Improving Caltrain by double-tracking to Gilroy and electrifying from Palo Alto to Gilroy.

Increasing the level of Caltrain service.

and connecting Caltrain with the Dumbarton Rail line.

Sadly, these and other promised projects have been sacrificed at the alter of BART, and this group hornswaggled voters into passing yet another BART tax in 2008. (some folks never learn.) Now this group wants YET ANOTHER TAX to bail out Caltrain.

Santa Clara County residents already pay enough in transit tax, most of which goes into one gold-plated, over-designed project that uses the wrong route. The last thing we need in this lousy economy is more taxes.

Posted by ODB, a resident of Old Palo Alto
on Feb 15, 2011 at 3:40 am

As has been stated here many times previously, Southern Pacific ran the commute service at a loss for decades. Fares weren't covering the cost of operations. Southern Pacific was in effect subsidizing the service and begged and begged the CPUC to be released from its obligation to operate it. That's what the state of California and the three counties got themselves into when they took it over with both eyes wide open starting in 1980.
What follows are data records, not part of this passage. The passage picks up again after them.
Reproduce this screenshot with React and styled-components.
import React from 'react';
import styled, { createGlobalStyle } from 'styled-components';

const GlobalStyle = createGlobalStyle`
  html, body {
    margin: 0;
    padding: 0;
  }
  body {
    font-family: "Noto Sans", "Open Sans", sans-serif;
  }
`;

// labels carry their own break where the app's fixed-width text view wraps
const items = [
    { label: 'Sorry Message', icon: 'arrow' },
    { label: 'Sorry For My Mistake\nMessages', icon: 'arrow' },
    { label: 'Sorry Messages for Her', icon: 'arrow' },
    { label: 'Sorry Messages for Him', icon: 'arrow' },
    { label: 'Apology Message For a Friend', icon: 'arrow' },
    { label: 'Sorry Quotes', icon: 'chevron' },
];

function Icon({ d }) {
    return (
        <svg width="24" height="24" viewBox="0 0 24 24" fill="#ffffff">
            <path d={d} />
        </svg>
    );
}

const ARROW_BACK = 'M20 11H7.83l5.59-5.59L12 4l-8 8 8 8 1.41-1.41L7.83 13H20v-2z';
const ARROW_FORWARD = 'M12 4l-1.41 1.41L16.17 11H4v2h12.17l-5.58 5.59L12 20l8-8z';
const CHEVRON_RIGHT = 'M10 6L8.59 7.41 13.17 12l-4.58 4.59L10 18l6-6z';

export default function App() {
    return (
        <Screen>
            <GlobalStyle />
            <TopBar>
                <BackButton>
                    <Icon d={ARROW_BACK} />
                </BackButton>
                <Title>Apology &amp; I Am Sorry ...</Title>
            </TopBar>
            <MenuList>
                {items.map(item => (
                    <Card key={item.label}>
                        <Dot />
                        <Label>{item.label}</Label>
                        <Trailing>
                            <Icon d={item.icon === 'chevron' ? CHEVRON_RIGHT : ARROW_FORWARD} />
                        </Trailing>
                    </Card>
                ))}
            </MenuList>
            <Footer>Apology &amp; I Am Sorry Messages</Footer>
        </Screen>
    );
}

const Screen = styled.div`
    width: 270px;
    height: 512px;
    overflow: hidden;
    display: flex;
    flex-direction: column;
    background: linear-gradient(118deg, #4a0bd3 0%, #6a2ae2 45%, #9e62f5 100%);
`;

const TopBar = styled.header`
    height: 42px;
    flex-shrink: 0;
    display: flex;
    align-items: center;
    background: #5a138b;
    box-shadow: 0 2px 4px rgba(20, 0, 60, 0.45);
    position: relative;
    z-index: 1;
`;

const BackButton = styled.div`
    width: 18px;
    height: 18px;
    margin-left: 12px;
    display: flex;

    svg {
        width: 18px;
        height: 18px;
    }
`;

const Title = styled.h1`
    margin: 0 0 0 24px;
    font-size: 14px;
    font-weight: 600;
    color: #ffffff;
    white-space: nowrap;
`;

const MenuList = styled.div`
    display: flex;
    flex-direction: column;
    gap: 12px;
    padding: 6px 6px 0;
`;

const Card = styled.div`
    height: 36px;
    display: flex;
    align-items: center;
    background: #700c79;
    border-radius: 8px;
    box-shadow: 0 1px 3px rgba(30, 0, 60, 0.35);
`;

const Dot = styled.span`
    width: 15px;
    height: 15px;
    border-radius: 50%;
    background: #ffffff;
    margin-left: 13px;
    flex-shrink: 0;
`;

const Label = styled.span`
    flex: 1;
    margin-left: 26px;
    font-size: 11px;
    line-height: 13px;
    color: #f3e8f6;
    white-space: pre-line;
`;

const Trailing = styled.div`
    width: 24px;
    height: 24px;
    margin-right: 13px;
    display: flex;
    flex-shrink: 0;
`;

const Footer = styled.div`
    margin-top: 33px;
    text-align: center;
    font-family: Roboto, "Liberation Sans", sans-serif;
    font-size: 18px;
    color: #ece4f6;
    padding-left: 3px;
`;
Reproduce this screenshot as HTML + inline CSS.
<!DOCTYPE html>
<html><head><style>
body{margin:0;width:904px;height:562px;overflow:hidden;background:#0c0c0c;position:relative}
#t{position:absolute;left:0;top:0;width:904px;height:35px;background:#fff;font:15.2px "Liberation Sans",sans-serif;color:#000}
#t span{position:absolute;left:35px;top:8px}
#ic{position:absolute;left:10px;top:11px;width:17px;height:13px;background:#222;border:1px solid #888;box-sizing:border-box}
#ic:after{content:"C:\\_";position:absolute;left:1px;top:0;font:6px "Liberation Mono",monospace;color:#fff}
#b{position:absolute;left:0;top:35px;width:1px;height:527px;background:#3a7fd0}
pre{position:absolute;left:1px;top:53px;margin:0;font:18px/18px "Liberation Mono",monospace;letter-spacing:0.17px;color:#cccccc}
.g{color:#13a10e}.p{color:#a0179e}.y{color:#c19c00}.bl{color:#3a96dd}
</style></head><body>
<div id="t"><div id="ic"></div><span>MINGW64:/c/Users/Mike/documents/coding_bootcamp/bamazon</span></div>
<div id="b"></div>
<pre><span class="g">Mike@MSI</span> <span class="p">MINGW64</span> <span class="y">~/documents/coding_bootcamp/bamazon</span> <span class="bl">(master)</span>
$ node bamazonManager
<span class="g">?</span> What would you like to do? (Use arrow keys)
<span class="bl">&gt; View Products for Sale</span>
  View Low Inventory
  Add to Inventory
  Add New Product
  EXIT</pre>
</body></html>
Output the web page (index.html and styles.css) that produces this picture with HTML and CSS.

The line was built in the mid 1800s before the 101 and the 280, when the only kind of traffic on El Camino Real were horse-drawn buggies.
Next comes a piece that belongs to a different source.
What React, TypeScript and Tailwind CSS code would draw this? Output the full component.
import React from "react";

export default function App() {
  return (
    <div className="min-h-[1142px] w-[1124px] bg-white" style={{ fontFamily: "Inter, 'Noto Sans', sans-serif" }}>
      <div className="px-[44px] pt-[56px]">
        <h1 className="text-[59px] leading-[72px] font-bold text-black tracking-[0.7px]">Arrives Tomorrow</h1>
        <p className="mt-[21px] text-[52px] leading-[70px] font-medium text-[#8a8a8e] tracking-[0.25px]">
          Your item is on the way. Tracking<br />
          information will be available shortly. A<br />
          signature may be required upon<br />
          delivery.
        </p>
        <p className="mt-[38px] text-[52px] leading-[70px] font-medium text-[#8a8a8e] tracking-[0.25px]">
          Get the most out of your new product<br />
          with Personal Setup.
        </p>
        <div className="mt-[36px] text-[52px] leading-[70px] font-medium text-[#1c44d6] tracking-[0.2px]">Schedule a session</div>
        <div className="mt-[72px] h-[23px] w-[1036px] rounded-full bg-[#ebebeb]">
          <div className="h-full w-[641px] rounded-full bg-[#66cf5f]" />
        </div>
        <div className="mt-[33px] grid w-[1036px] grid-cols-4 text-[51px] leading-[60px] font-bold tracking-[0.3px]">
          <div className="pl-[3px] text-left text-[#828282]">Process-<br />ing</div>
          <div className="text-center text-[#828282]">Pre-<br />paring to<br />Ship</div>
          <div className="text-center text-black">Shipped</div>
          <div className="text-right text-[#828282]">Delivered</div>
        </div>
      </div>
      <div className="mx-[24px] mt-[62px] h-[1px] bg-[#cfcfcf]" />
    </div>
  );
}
All of this information can easily be found on line with a couple of Google searches.

Posted by sdfs, a resident of East Palo Alto
on Feb 15, 2011 at 1:35 pm

Caltrain staff are paid way too much. They should all take 50% pay cuts. Problem Solved. If they aren't willing to do it, there are a lot of unemployed people who are willing to take their place.

Posted by reader rider, a resident of Menlo Park
on Feb 15, 2011 at 3:22 pm

We are at the point where buses and trains just serve employers ("let's just have 'em in commute hours"). Want to spend a long day Sunday with your family, getting back relatively late at night? Forget it.

If these things just serve employers, then something's wrong, and "public" transit of this kind probably should bite the dust.